Posted Thu Mar 13, 2014 at 09:00 AM PDT by Michael S. Palmer
DTS recently sponsored the "Sound Matters" neurological study, which was run by a company called Neuro-Insight in New York. The purpose of the study was to see whether increasing audio quality using DTS Headphone:X, or increased video resolution was more important to the audiences watching "mobile content" on a smartphone or tablet.
As you can see in the above video, Neuro-Insight invited one hundred 18-35-year-old men and women, who regularly watched audio visual content on smartphones or tablets, to participate. As the participants watched four pieces of content at various audio and/or video resolutions, Neuro-Insight used their proprietary SST technology to monitor the participants brain activity along five different metrics:
The Sound Matters Results
Audio matters more.
Overall, when participants upgraded from standard-quality audio to Headphone:X, the particpants' Hedonic Index jumped an average of 42 percent, which means the test subjects were enjoying the content that much more. To break it down, the study used 280p, 480p, and 1080p video content. When Headphone:X was added to 280p, the Headonic Index rose by 29 percent; with 1080p, there was a 35 percent increase in enjoyment. However, in that 480p mid range (common for many YouTube clips), the Hedonic Index rose by a whopping 66 percent.
As for increasing video resolution, the "impact of changes in video quality on tablets was statistically insignificant."
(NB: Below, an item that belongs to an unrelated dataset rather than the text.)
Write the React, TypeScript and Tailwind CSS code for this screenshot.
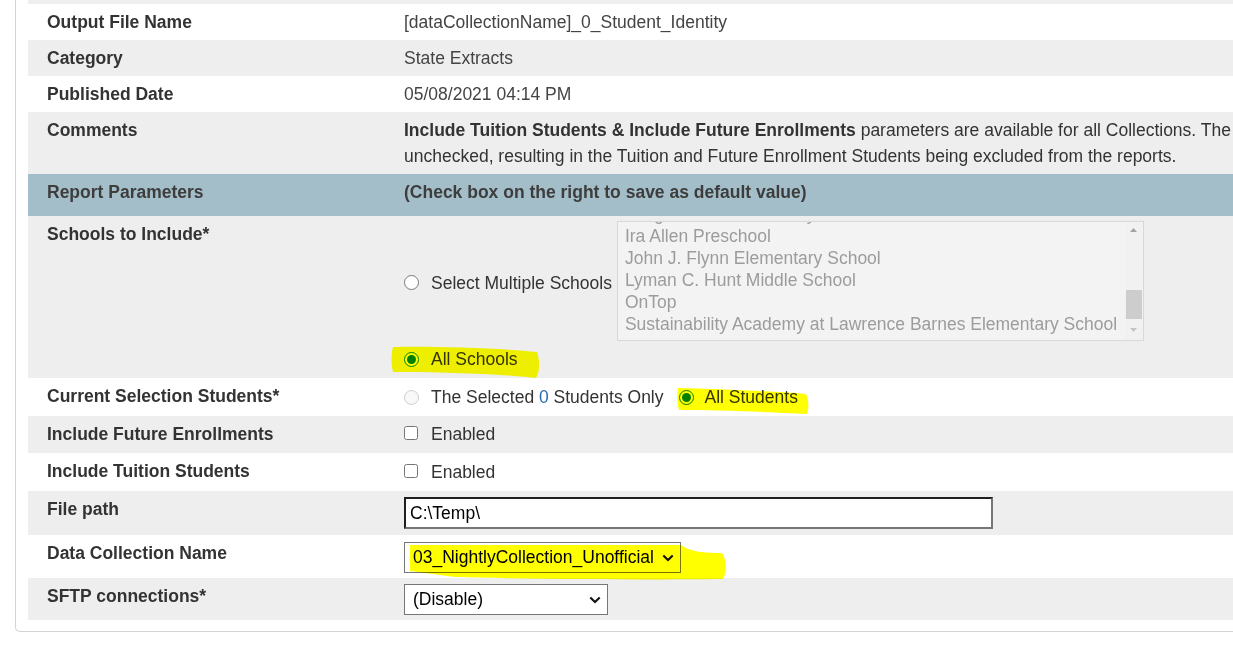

"Headphone:X audio was the clear winner in this study," said Pranav Yadav, CEO of Neuro-Insight. "When we switched to enhanced audio, the patterns of brain activity seen were similar to those seen when we eat something we find enjoyable, hear a funny joke or, for that matter, anticipating the ‘high’ associated with an addictive drug. Increasing the video quality did not achieve the same results or reactions."
So why should you care?
Frankly, my dear HDD Reader, you're probably already an audio enthusiast. You probably already know how a wonderful surround sound mix can turn an ordinary Blu-ray into the one you can't wait to show your friends. I'm also guessing many of our readers aren't particularly big fans of watching mobile content away from the home cinema. But here's where this DTS-sponsored study catches my eye:
Bandwidth.
When you ramp up from 480p to 1080p on your tablet, you need a dataplan-sucking 77 percent more bandwidth, but neurologically speaking, you're only enjoying the content about two percent more (again, we're talking on a hand held tablet, not your plasma or projector). For only a 15% increase in bandwidth, you can use an audio application like DTS Headphone:X and enjoy your content -- music, movies, and games -- by upwards of 66 percent.
Imagine yourself on the never-ending transcontinental flight, the train ride into work every morning, the extended family dinner with that one drunk uncle who never shuts up… In these situations, you can't bust out the Blu-ray 3D, nor can you fire up your Xbox One or PS4 to immerse yourself in discrete multi-channel sound.
But, assuming more content is encoded in the format and the app(s) improve, you can fire up a DTS Headphone:X to hear upwards of 11.1 surround sound from the headphones you already own. I would think, for casual movie and viewing, and even more so for the mobile gaming communities, the benefits are clear. I guess you could say the study is both surprising, in the sense that they were able to quantify the experience so clearly, but also not surprising at all because who doesn't love high-quality audio over digitally compressed garbage. DTS, you're preaching to the choir here, my friends.
We constantly talk about how "sound is at least half the experience." Well, thanks to DTS and Neuro-Insight, we can revise this for small-screened mobile applications: Sound Matters… more than video.